Unlike a single discretionary trade where you manually sign every transaction, copy trading can queue and execute dozens of orders autonomously. A compromised wallet in that pipeline does not just expose one position. It exposes everything.

The supply chain problem no one wants to talk about

Espressif's ESP32 chips are cheap, widely available, and appear in thousands of consumer electronics. They are not inherently malicious. But their presence in a device sold as a premium hardware security module — one specifically marketed to store crypto private keys — raises an obvious question: what else did the counterfeit manufacturer change?

This is not a hypothetical firmware vulnerability. This is a physical supply chain compromise. And Chinese third-party marketplaces are not the only distribution channel at risk. Resealed boxes and refurbished devices circulate on general e-commerce platforms globally.

If you bought your hardware wallet anywhere other than the official manufacturer's website or a verified reseller, you carry non-trivial counterparty risk on your custody setup right now.

What the best crypto copy traders are doing differently

Top-tier signal providers on professional copy trading platforms do not rely on a single point of custody. The traders worth following typically operate with:

Segregated hot and cold wallet infrastructure

Execution wallets used for copy trading activity hold only the capital required for open positions. The bulk of holdings sit in cold storage that never touches an API connection.

Hardware wallet provenance verification

Serious operators verify device authenticity before onboarding any new hardware into their stack. Ledger's own device verification tool inside Ledger Live is the minimum baseline. Purchasing direct from the manufacturer is non-negotiable.

Multi-signature custody for larger AUM

For signal providers managing significant assets under management, multisig setups mean no single compromised device can authorize a transaction. The threshold requirement adds friction but eliminates single-point-of-failure exposure.
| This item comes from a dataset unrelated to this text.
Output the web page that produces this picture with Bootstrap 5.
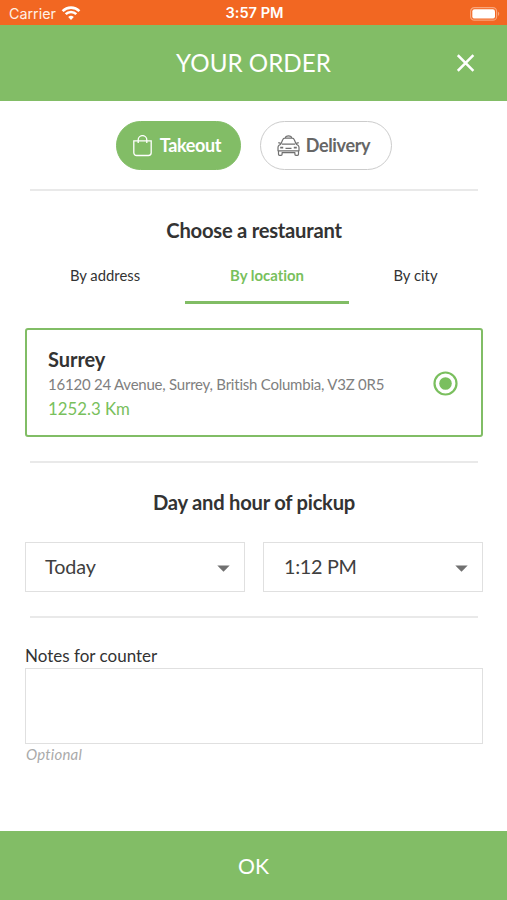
<!DOCTYPE html>
<html lang="en">
<head>
<meta charset="utf-8">
<meta name="viewport" content="width=device-width, initial-scale=1">
<title>Your order</title>
<link href="https://cdn.jsdelivr.net/npm/bootstrap@5.3.0/dist/css/bootstrap.min.css" rel="stylesheet">
<style>
:root { --leaf: #82bd66; --leaf-text: #78c05c; --ink: #333; }
body { font-family: Lato, "Liberation Sans", sans-serif; color: var(--ink); line-height: 1.2; }
body, button { font-variant-ligatures: none; font-feature-settings: "liga" 0, "dlig" 0, "clig" 0; letter-spacing: .01px; }
.screen { height: 900px; }
.status { height: 25px; background: #f26722; font: 14.3px/25px Inter, "Liberation Sans", sans-serif; padding: 2px 7px 0 9px; color: #fff0e6; }
.status-side { flex: 1 1 0; }
.wifi { margin-top: -2px; }
.clock { font-weight: 600; font-size: 14.6px; color: #fff; }
.topbar { height: 76px; background: var(--leaf); padding: 0 32px; }
.topbar h1 { font-size: 24.2px; font-weight: 400; margin: 0; }
.close-btn { width: 18px; }
.page { padding: 0 24px 0 25px; }
.modes { padding-top: 20px; gap: 19px; }
.pill { height: 49px; border-radius: 25px; font-weight: 700; font-size: 18px; letter-spacing: -.35px; border: 1.5px solid #ccc; color: #666; padding: 0 3px 0 0; }
.pill:hover { color: #666; border-color: #ccc; }
.pill.chosen, .pill.chosen:hover { background: var(--leaf); border-color: var(--leaf); color: #fff; }
.takeout { width: 125px; }
.delivery { width: 132px; padding-right: 5px; }
.cab { margin: -1px 6px 0 0; }
.rule { height: 2px; background: #e9e9e9; margin: 19px 5px 0; }
.rule.spaced { margin-top: 24px; }
.heading { font-size: 20.2px; letter-spacing: -.25px; font-weight: 700; margin: 27px 0 0; line-height: 24px; text-align: center; }
.tabs { height: 46px; margin: 16px 1px 0 0; }
.tab { width: 164px; height: 46px; border: 0; background: none; padding: 0 0 9px; font-size: 14.8px; line-height: 20px; color: var(--ink); border-bottom: 3px solid transparent; }
.tab.current { color: var(--leaf-text); font-weight: 700; font-size: 14.9px; padding-bottom: 9px; border-color: #81bd65; }
.tab-address { width: 160px; }
.tab-city { width: 133px; }
.place { height: 109px; margin-top: 24px; border: 2px solid #81bd65; border-radius: 3px; padding: 2px 22px 0 21px; }
.place-name { font-size: 20px; letter-spacing: -.05px; font-weight: 700; line-height: 26px; }
.place-street { font-size: 15px; letter-spacing: -.23px; line-height: 24px; color: #808080; }
.place-km { font-size: 16.8px; line-height: 26px; color: var(--leaf-text); }
.pickers { margin-top: 28px; gap: 18px; }
.picker { height: 50px; border: 1px solid #e0e0e0; border-radius: 0; background: #fff; font-size: 19.8px; letter-spacing: -.1px; color: #404040; padding: 0 14px 0 19px; }
.picker + .picker { padding-left: 20px; letter-spacing: -.3px; }
.picker svg { margin-top: 2px; }
.note-label { font-size: 17px; line-height: 22px; margin: 27px 0 1px; }
.note { height: 76px; border: 1px solid #e0e0e0; border-radius: 0; resize: none; }
.hint { font-size: 15px; letter-spacing: .2px; line-height: 20px; font-style: italic; color: #aaa; padding-left: 1px; }
.confirm { height: 69px; background: var(--leaf); border: 0; border-radius: 0; color: #fff; font-size: 21.2px; padding: 3px 0 0; }
</style>
</head>
<body>
<div class="screen d-flex flex-column overflow-hidden">
  <div class="status d-flex align-items-center">
    <div class="status-side d-flex align-items-center">
      <span>Carrier</span>
      <svg class="wifi ms-1" width="22" height="16" viewBox="-2 -1 22 16" fill="none" stroke="#fff" stroke-width="2.6"><path d="M.6 5.1a12 12 0 0 1 16.800 0M3.700 8.200a7.500 7.500 0 0 1 10.600 0"/><path d="M9 14 6.200 11.100a4 4 0 0 1 5.600 0Z" fill="#fff" stroke="none"/></svg>
    </div>
    <span class="clock">3:57 PM</span>
    <div class="status-side d-flex justify-content-end">
      <svg width="30" height="14" viewBox="0 0 30 14"><rect x=".6" y=".6" width="26" height="12.600" rx="3.800" fill="none" stroke="#f9a57b" stroke-width="1.200"/><rect x="2.300" y="2.200" width="22.700" height="9.400" rx="2.200" fill="#fff"/><path d="M28 4.800c1.700.7 1.700 3.500 0 4.200Z" fill="#f9a57b"/></svg>
    </div>
  </div>
  <header class="topbar d-flex align-items-center text-white">
    <div class="close-btn"></div>
    <h1 class="flex-grow-1 text-center">YOUR ORDER</h1>
    <svg class="close-btn" height="18" viewBox="0 0 18 18" stroke="#fff" stroke-width="2.500" role="img" aria-label="Close"><path d="m.8 1.200 15.600 15.600M16.400 1.200.8 16.800"/></svg>
  </header>
  <main class="page flex-grow-1">
    <div class="modes d-flex justify-content-center">
      <button class="btn pill chosen takeout d-flex align-items-center justify-content-center gap-2">
        <svg width="19" height="22" viewBox="0 0 19 22" fill="none" stroke="#fff" stroke-width="1.300"><path d="M.8 5.800h17.400v11.900a2.800 2.800 0 0 1-2.800 2.800H3.600a2.800 2.800 0 0 1-2.800-2.800ZM5.200 8.100V4.900a4.300 4.300 0 0 1 8.600 0v3.200"/></svg>
        <span>Takeout</span>
      </button>
      <button class="btn pill delivery d-flex align-items-center justify-content-center">
        <svg class="cab" width="23" height="21" viewBox="0 0 23 21" fill="none" stroke="#707070" stroke-width="1.200" stroke-linejoin="round"><path d="M8 3.200 9 1.500Q11.500.3 14 1.500l1 1.700M3.800 9.300 5.700 4.800Q6.300 3.200 8 3.200h7q1.700 0 2.300 1.600l1.900 4.500M5 9.100h13M3.800 9.300 2 10.200Q1 11 1 12.500v3.300h21v-3.300q0-1.500-1-2.300l-1.800-.9M1.500 15.800v3.500q0 1 1 1h1.600q1 0 1-1v-1.600h12.800v1.600q0 1 1 1h1.600q1 0 1-1v-3.500M1.300 7.600l2.500.8M21.700 7.600l-2.500.8M8.500 13.300h6"/><path d="M3.200 12.600h3M16.800 12.600h3" stroke-width="1.800"/></svg>
        <span>Delivery</span>
      </button>
    </div>
    <div class="rule"></div>
    <h2 class="heading">Choose a restaurant</h2>
    <div class="tabs d-flex justify-content-center">
      <button class="tab tab-address">By address</button>
      <button class="tab current">By location</button>
      <button class="tab tab-city">By city</button>
    </div>
    <div class="place d-flex align-items-center justify-content-between">
      <div>
        <div class="place-name">Surrey</div>
        <div class="place-street">16120 24 Avenue, Surrey, British Columbia, V3Z 0R5</div>
        <div class="place-km">1252.3 Km</div>
      </div>
      <svg width="26" height="26" viewBox="0 0 26 26"><circle cx="12.500" cy="12.500" r="11" fill="none" stroke="#7abf5e" stroke-width="2.200"/><circle cx="12.500" cy="12.500" r="6.300" fill="#7abf5e"/></svg>
    </div>
    <div class="rule spaced"></div>
    <h2 class="heading">Day and hour of pickup</h2>
    <div class="pickers d-flex">
      <button class="picker d-flex align-items-center justify-content-between flex-fill w-50"><span>Today</span><svg width="13" height="7" viewBox="0 0 13 7"><path d="M.3.500h12.400L6.500 6.800Z" fill="#707070"/></svg></button>
      <button class="picker d-flex align-items-center justify-content-between flex-fill w-50"><span>1:12 PM</span><svg width="13" height="7" viewBox="0 0 13 7"><path d="M.3.500h12.400L6.500 6.800Z" fill="#707070"/></svg></button>
    </div>
    <div class="rule spaced"></div>
    <label class="note-label d-block" for="note">Notes for counter</label>
    <textarea id="note" class="note form-control d-block"></textarea>
    <div class="hint">Optional</div>
  </main>
  <button class="confirm w-100">OK</button>
</div>
<script src="https://cdn.jsdelivr.net/npm/bootstrap@5.3.0/dist/js/bootstrap.bundle.min.js"></script>
</body>
</html>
API key scoping with IP whitelisting

Copy trading automation runs through exchange APIs. Best practice limits those API keys to trade execution only — no withdrawal permissions — and locks them to whitelisted IP addresses. A compromised device that leaks an API key still cannot drain the account if withdrawals are disabled at the key level.

What you should check before your next copy trade executes

The counterfeit Ledger story is a prompt to audit your own setup, not just read about someone else's problem.

  • Verify your hardware wallet's authenticity through the official manufacturer verification process today.
  • Review the API key permissions on every exchange account tied to your copy trading activity. Disable withdrawal permissions on any key that does not explicitly require it.
  • Check where you purchased your device. If the answer is a third-party marketplace with grey-market inventory, replace it.
  • Confirm that your signal provider's track record includes a transparent custody and security disclosure. If they cannot explain how they store funds, that is a red flag that belongs in your due diligence, not an afterthought.

The broader macro context for crypto custody risk

Geopolitical supply chain scrutiny is rising alongside crypto market volatility. Regulatory pressure on hardware manufactured in jurisdictions with state-level surveillance capabilities is not going away. The counterfeit Ledger incident will not be the last of its kind.

For copy traders, the takeaway is blunt: execution alpha means nothing if your custody infrastructure has a backdoor in it. The best traders on any platform understand that drawdown from a security breach is permanent. You cannot backtest your way out of drained wallets.

Security is not a separate topic from copy trading performance. It is a direct determinant of it.


Disclaimer: The information provided in this article is for educational and informational purposes only and should not be construed as financial advice. Trading carries significant risk. Always conduct your own research or consult a licensed financial professional before making any investment decisions.